Observant maintenant depuis 20 ans l’évolution de la cuisine, je me demande si la meilleure cuisine en réalité n’est pas moche : Le saumon à l’oseille, c’est moche. Les crêpes Vonnassiennes, c’est moche. La pêche Haerberlin, c’est moche. Le filet de loup au caviar : c’est moche. La feuillantine de langoustines aux graines de sésame et sauce curry, c’est moche. L’Oreiller Moelleux de Mousserons et de Morilles aux Pointes d’Asperge, c’est moche. La soupe d’artichaut, c’est moche. Mais mille milliards de milles sabord, qu’est-ce que c’est bon !

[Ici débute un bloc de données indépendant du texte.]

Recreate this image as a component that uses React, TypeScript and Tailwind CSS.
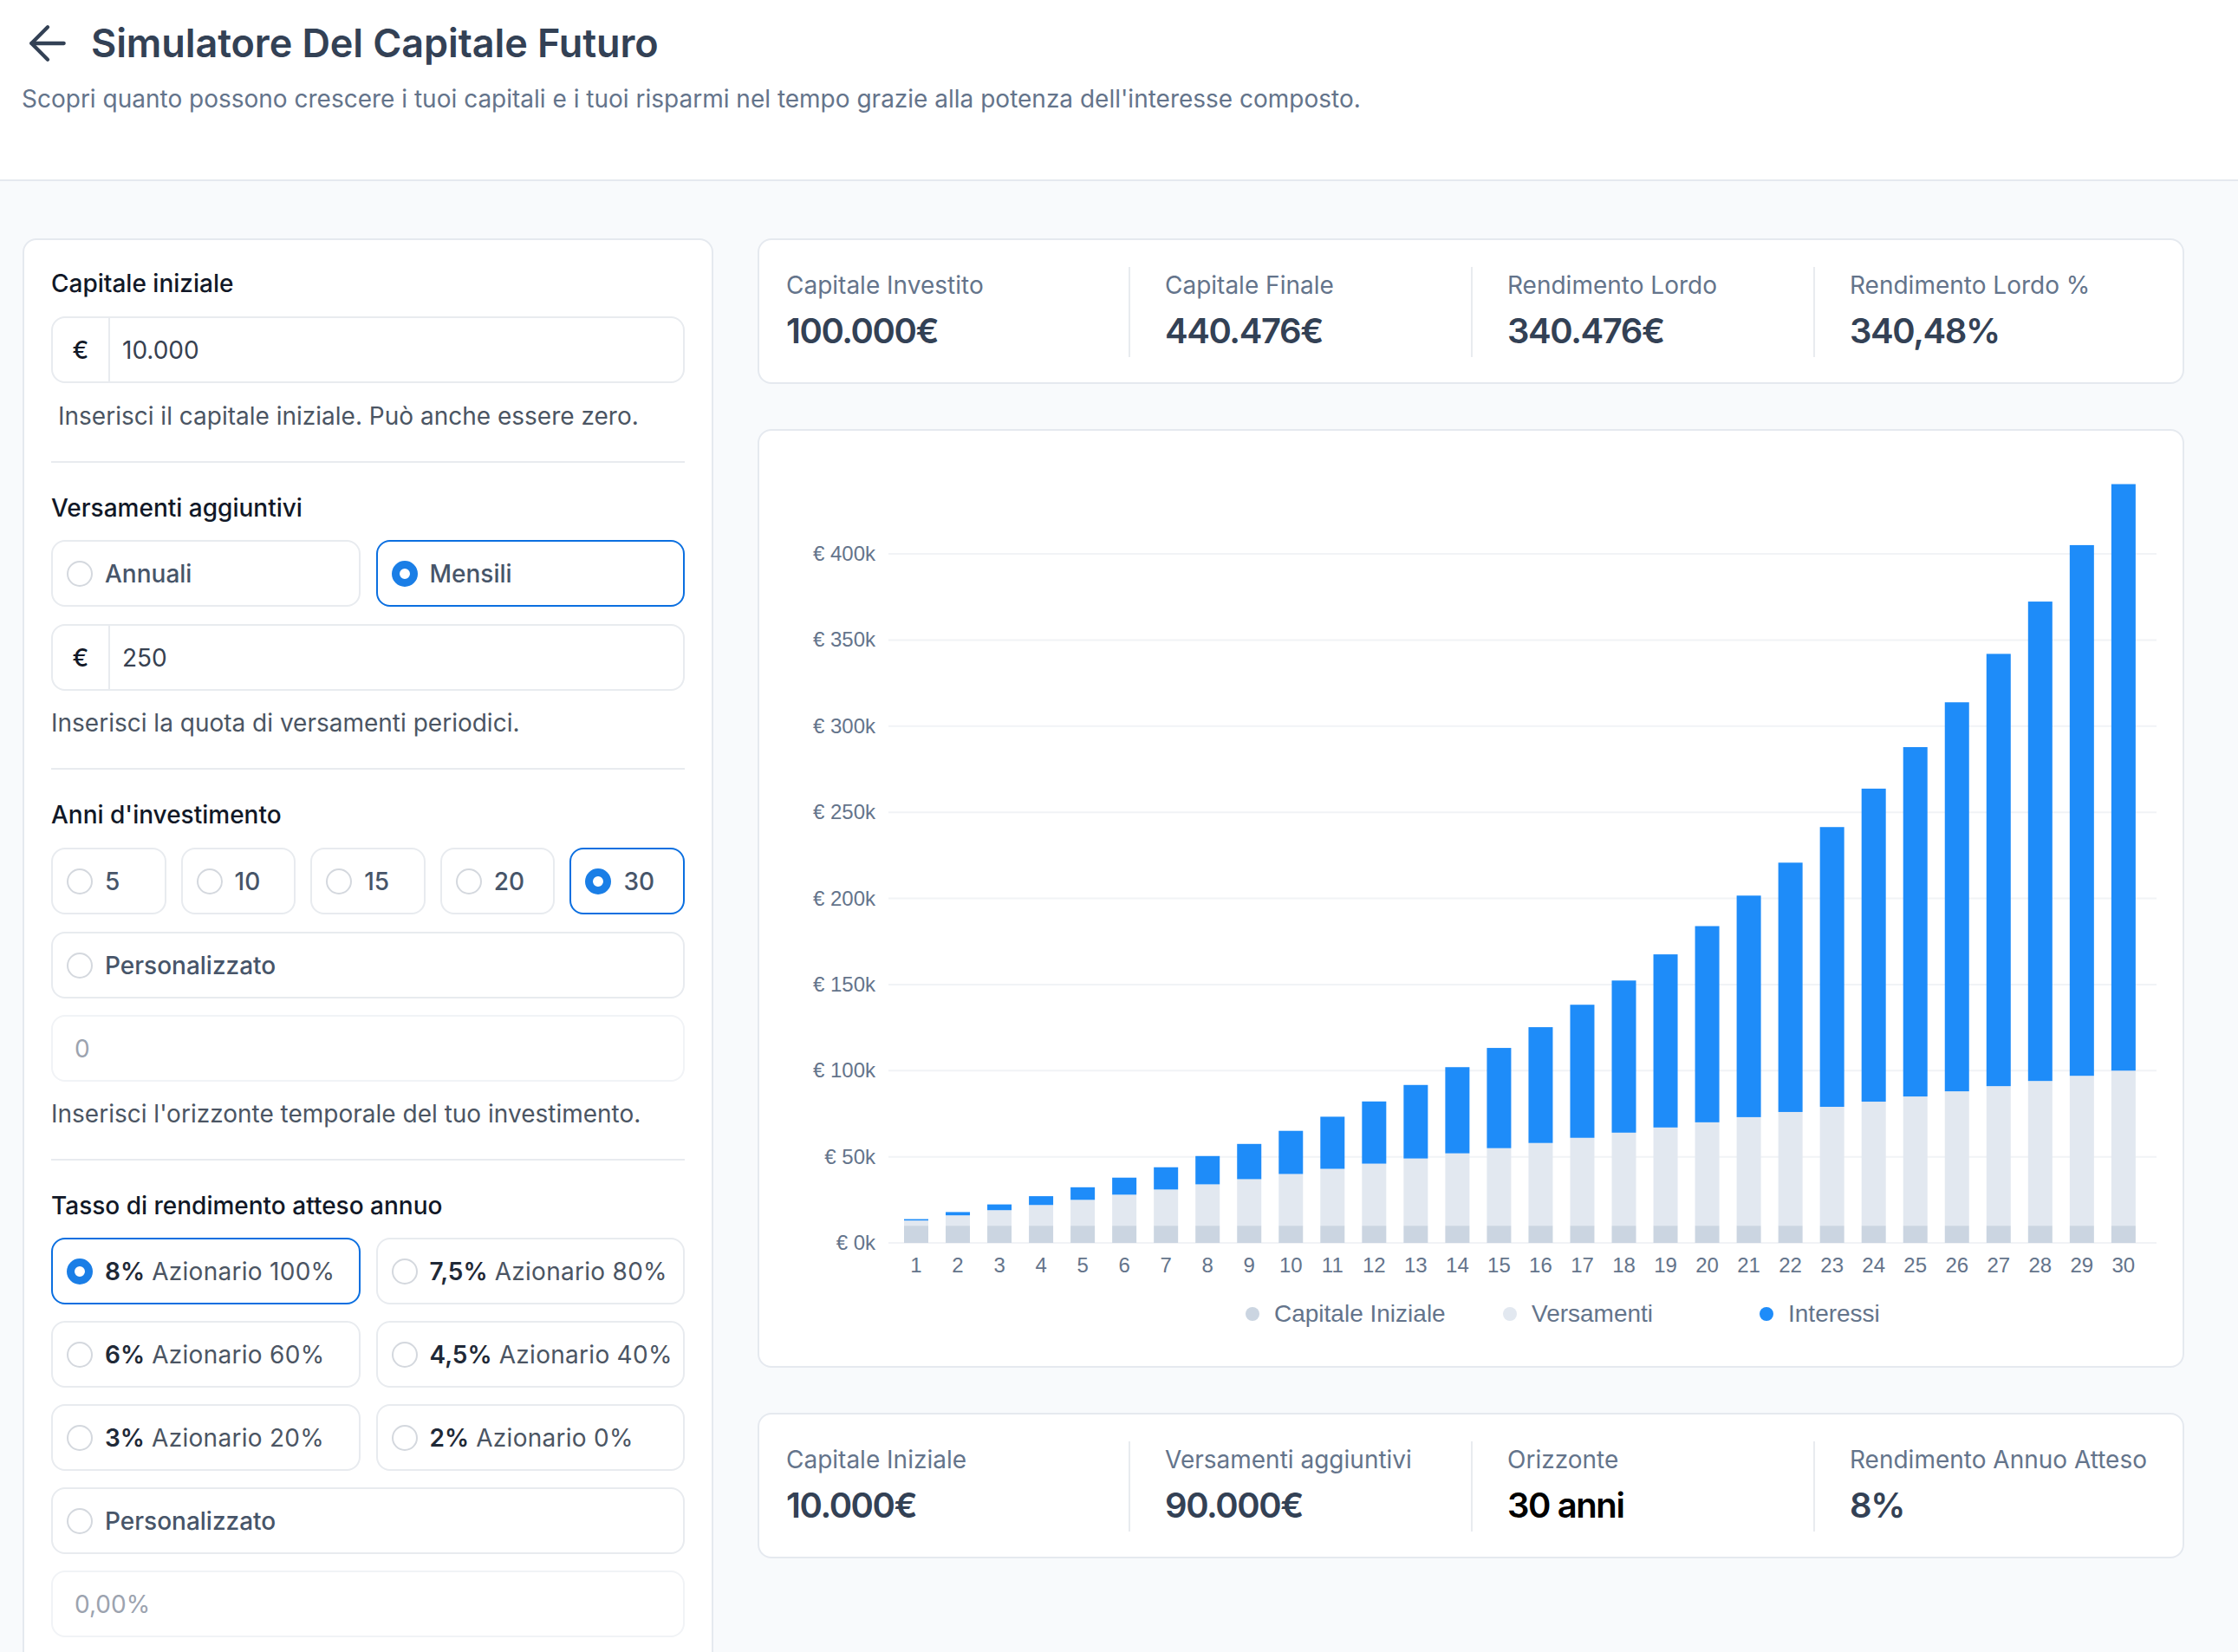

Evidemment, je grossis le trait avec une point d’ironie et d’humour… Mais si demain, une partie de votre carte n’a pas le meilleur des graphismes, c’est aussi parce que vous êtes proche de la vérité, libéré de toute influence.
Edouard Baumann
Cher M.Ohayon,
Je me permets de rebondir sur votre billet qui a le mérite de traiter d’un sujet très intéressant. Malheureusement vous semblez commettre une énorme erreur d’appréciation en opposant le bon et le beau…Comme si l’un ne pouvait pas aller avec l’autre. Or c’est précisément le défi des chefs modernes que de concilier ses deux facettes de la cuisine! Alors que jadis c’était le bon qui prenait le pas sur le beau, la tendance s’inverse fortement du fait des réseaux sociaux… Et pour cause, aujourd’hui les gens regardent plus les plats qu’ils ne les consomment!
Un grand plat sait donc conjuguer, en parfait équilibre, le bon et le beau! C’est le cas des plats moches que vous citez… Des plats de légende qui n’auraient pas traversé les années si ils n’avaient été que beaux ou que bons… C’est en ça que votre analyse me semble faussée…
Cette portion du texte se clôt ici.